» Short task
In the records that follow, locate every line with "styles" and extract it.

» Records for this exercise
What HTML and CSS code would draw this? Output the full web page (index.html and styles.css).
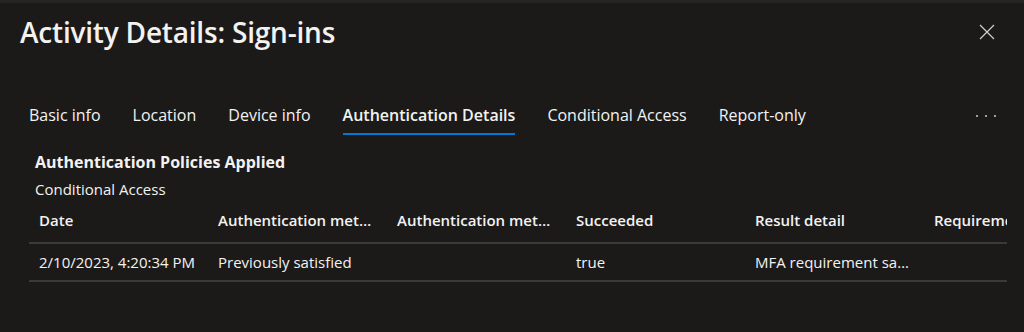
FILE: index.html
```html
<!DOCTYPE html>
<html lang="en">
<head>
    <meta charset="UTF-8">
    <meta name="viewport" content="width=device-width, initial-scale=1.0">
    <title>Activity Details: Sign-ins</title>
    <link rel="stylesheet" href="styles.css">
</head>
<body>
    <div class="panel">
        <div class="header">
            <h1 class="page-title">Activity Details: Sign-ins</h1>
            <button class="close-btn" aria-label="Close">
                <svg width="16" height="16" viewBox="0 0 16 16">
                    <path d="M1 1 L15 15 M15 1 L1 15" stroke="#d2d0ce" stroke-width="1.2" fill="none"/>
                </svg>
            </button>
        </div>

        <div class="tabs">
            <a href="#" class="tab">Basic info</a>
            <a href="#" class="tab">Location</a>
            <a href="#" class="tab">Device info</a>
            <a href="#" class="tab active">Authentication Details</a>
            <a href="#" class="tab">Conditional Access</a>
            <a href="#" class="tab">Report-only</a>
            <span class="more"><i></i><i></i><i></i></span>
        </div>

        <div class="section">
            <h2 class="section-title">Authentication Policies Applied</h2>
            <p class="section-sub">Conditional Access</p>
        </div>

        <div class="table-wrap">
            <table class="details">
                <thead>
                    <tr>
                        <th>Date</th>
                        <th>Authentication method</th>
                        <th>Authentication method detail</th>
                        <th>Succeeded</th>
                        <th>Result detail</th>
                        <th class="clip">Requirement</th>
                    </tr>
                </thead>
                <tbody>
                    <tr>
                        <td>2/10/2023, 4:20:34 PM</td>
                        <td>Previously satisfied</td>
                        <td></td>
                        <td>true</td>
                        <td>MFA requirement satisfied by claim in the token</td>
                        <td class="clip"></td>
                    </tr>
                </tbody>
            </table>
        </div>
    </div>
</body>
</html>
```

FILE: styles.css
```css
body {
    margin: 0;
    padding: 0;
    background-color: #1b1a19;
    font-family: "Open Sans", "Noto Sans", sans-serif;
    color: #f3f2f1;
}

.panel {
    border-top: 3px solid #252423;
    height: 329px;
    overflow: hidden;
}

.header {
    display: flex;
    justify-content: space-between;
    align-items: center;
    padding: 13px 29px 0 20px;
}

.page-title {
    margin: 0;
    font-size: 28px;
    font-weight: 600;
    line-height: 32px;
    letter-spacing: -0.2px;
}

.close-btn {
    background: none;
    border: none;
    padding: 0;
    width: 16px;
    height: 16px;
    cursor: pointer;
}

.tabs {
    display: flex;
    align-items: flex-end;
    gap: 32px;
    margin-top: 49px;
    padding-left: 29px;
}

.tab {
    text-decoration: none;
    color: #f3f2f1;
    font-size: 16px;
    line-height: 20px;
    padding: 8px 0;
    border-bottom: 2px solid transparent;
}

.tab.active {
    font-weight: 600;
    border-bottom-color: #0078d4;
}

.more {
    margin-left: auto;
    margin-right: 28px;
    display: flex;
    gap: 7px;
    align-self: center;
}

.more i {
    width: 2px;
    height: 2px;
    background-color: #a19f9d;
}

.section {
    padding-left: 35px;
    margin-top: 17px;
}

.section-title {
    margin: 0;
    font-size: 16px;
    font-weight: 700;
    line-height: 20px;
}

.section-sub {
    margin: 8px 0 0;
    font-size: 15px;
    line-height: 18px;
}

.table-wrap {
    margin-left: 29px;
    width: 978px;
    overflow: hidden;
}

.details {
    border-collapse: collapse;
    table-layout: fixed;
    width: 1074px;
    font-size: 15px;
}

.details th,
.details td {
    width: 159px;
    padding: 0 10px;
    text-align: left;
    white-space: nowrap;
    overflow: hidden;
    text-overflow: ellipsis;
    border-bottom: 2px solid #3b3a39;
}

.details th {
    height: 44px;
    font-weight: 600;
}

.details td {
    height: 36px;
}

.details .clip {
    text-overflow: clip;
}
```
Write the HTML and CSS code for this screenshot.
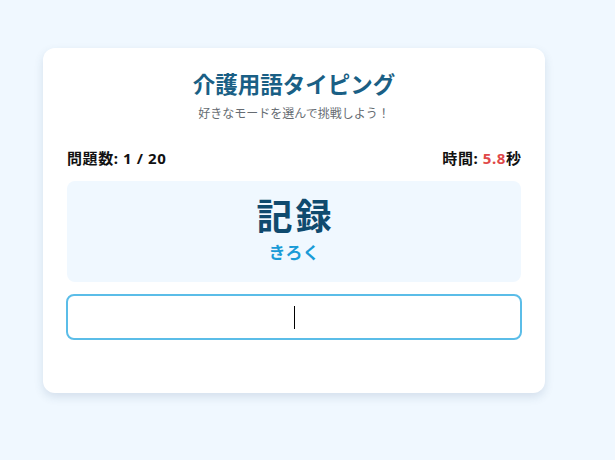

» Task response
What HTML and CSS code would draw this? Output the full web page (index.html and styles.css).
    <link rel="stylesheet" href="styles.css">
FILE: styles.css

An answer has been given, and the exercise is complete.